Can Base ChatGPT be Used for Forecasting without Additional Optimization?

This study investigates whether OpenAI's ChatGPT-3.5 and ChatGPT-4 can forecast future events. To evaluate the accuracy of the predictions, we take advantage of the fact that the training data at the time of our experiments (mid 2023) stopped at September 2021, and ask about events that happened in 2022. We employed two prompting strategies: direct prediction and what we call future narratives which ask ChatGPT to tell fictional stories set in the future with characters retelling events that happened in the past, but after ChatGPT's training data had been collected. We prompted ChatGPT to engage in storytelling, particularly within economic contexts. After analyzing 100 trials, we find that future narrative prompts significantly enhanced ChatGPT-4's forecasting accuracy. This was especially evident in its predictions of major Academy Award winners as well as economic trends, the latter inferred from scenarios where the model impersonated public figures like the Federal Reserve Chair, Jerome Powell. As a falsification exercise, we repeated our experiments in May 2024 at which time the models included more recent training data. ChatGPT-4's accuracy significantly improved when the training window included the events being prompted for, achieving 100% accuracy in many instances. The poorer accuracy for events outside of the training window suggests that in the 2023 prediction experiments, ChatGPT-4 was forming predictions based solely on its training data. Narrative prompting also consistently outperformed direct prompting. These findings indicate that narrative prompts leverage the models' capacity for hallucinatory narrative construction, facilitating more effective data synthesis and extrapolation than straightforward predictions. Our research reveals new aspects of LLMs' predictive capabilities and suggests potential future applications in analytical contexts.
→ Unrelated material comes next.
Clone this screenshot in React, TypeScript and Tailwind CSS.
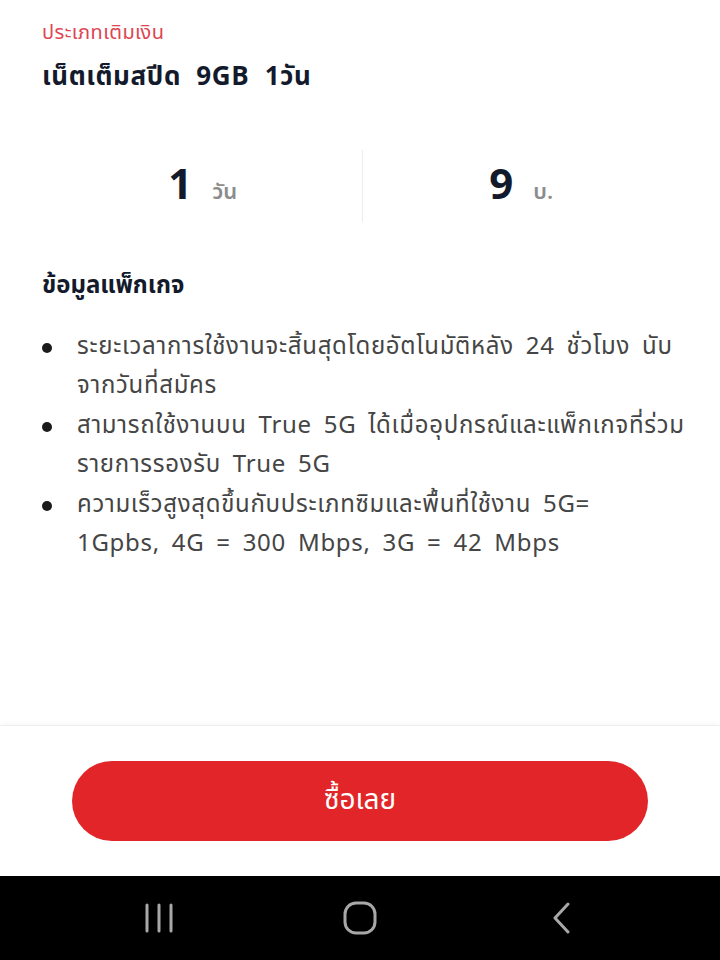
const bullets = [
  ['ระยะเวลาการใช้งานจะสิ้นสุดโดยอัตโนมัติหลัง 24 ชั่วโมง นับ', 'จากวันที่สมัคร'],
  ['สามารถใช้งานบน True 5G ได้เมื่ออุปกรณ์และแพ็กเกจที่ร่วม', 'รายการรองรับ True 5G'],
  ['ความเร็วสูงสุดขึ้นกับประเภทซิมและพื้นที่ใช้งาน 5G=', '1Gpbs, 4G = 300 Mbps, 3G = 42 Mbps'],
];

function Stat({ value, unit, className }: { value: string; unit: string; className: string }) {
  return (
    <div className={`flex flex-1 items-baseline justify-center gap-5 ${className}`}>
      <span className="text-[42px] font-bold leading-none text-[#131a2c]">{value}</span>
      <span className="text-[22px] font-semibold leading-none text-[#8c8c8c]">{unit}</span>
    </div>
  );
}

export default function App() {
  return (
    <div
      className="flex h-[960px] w-[720px] flex-col bg-white"
      style={{ fontFamily: '"Noto Sans Thai", "Noto Sans", "DejaVu Sans", sans-serif' }}
    >
      <div className="flex-1 px-[42px] pt-[20px]">
        <div className="text-[20px] leading-[26px] tracking-[0.4px] text-[#de4552]">ประเภทเติมเงิน</div>
        <h1 className="mt-[14px] text-[26px] font-bold leading-[34px] tracking-[0.6px] text-[#131a2c] [word-spacing:8px]">
          เน็ตเต็มสปีด 9GB 1วัน
        </h1>

        <div className="-mx-[42px] mt-[56px] flex h-[72px] items-center">
          <Stat value="1" unit="วัน" className="pl-[44px]" />
          <div className="h-full w-px bg-[#ececec]" />
          <Stat value="9" unit="บ." className="pr-[40px]" />
        </div>

        <h2 className="mt-[48px] text-[24px] font-bold leading-[32px] text-[#131a2c]">ข้อมูลแพ็กเกจ</h2>

        <ul className="mt-[26px] flex flex-col gap-px">
          {bullets.map((b) => (
            <li key={b[0]} className="flex text-[24px] leading-[39px] tracking-[0.7px] text-[#454545] [word-spacing:5px]">
              <span className="flex h-[39px] w-[35px] shrink-0 items-center">
                <span className="h-[10px] w-[10px] rounded-full bg-[#1b1b1b]" />
              </span>
              <span className="flex flex-col whitespace-nowrap">
                <span>{b[0]}</span>
                <span>{b[1]}</span>
              </span>
            </li>
          ))}
        </ul>
      </div>

      <div className="flex h-[151px] items-center border-t border-[#f0f0f0] bg-white px-[72px] shadow-[0_-2px_4px_rgba(0,0,0,0.03)]">
        <button className="h-[80px] w-full rounded-full bg-[#e12528] text-[28px] font-normal text-white">
          ซื้อเลย
        </button>
      </div>

      <div className="flex h-[84px] items-center bg-black">
        <div className="mx-auto grid w-[603px] grid-cols-3 place-items-center">
          <svg width="30" height="30" viewBox="0 0 30 30" fill="none" stroke="#a8a8a8" strokeWidth="3" strokeLinecap="round">
            <path d="M3 2v26M15 2v26M27 2v26" />
          </svg>
          <svg width="34" height="34" viewBox="0 0 34 34" fill="none" stroke="#a8a8a8" strokeWidth="3">
            <rect x="2" y="2" width="30" height="30" rx="11" />
          </svg>
          <svg width="20" height="32" viewBox="0 0 20 32" fill="none" stroke="#a8a8a8" strokeWidth="3" strokeLinecap="round" strokeLinejoin="round">
            <path d="M17 2 4 16l13 14" />
          </svg>
        </div>
      </div>
    </div>
  );
}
翻译：本研究探讨了OpenAI的ChatGPT-3.5与ChatGPT-4是否能够预测未来事件。为评估预测准确性，我们利用了实验时（2023年中）训练数据截止于2021年9月这一事实，针对2022年发生的事件进行提问。我们采用了两种提示策略：直接预测法，以及我们称为"未来叙事"的方法——要求ChatGPT讲述设定在未来的虚构故事，让故事角色复述发生在过去（但在ChatGPT训练数据收集截止之后）的事件。我们引导ChatGPT主要在经济学语境下进行叙事创作。通过分析100次试验发现，未来叙事提示策略显著提升了ChatGPT-4的预测准确率。这在奥斯卡主要奖项获奖者的预测以及经济趋势推断中尤为明显——后者通过让模型模拟美联储主席杰罗姆·鲍威尔等公众人物来实现。作为证伪检验，我们在2024年5月使用包含更新训练数据的模型重复实验。当训练窗口涵盖所提示事件时，ChatGPT-4的准确率显著提升，在多类场景中达到100%准确率。对于训练窗口外的事件，其预测准确率较低，这表明在2023年的预测实验中，ChatGPT-4仅能依据训练数据形成预测。叙事提示法的表现也持续优于直接提示法。这些发现表明，叙事提示能够利用模型构建虚构叙事的能力，相比直接预测更能促进有效的数据合成与外推。本研究揭示了大型语言模型预测能力的新维度，并为其在分析场景中的未来应用提供了潜在方向。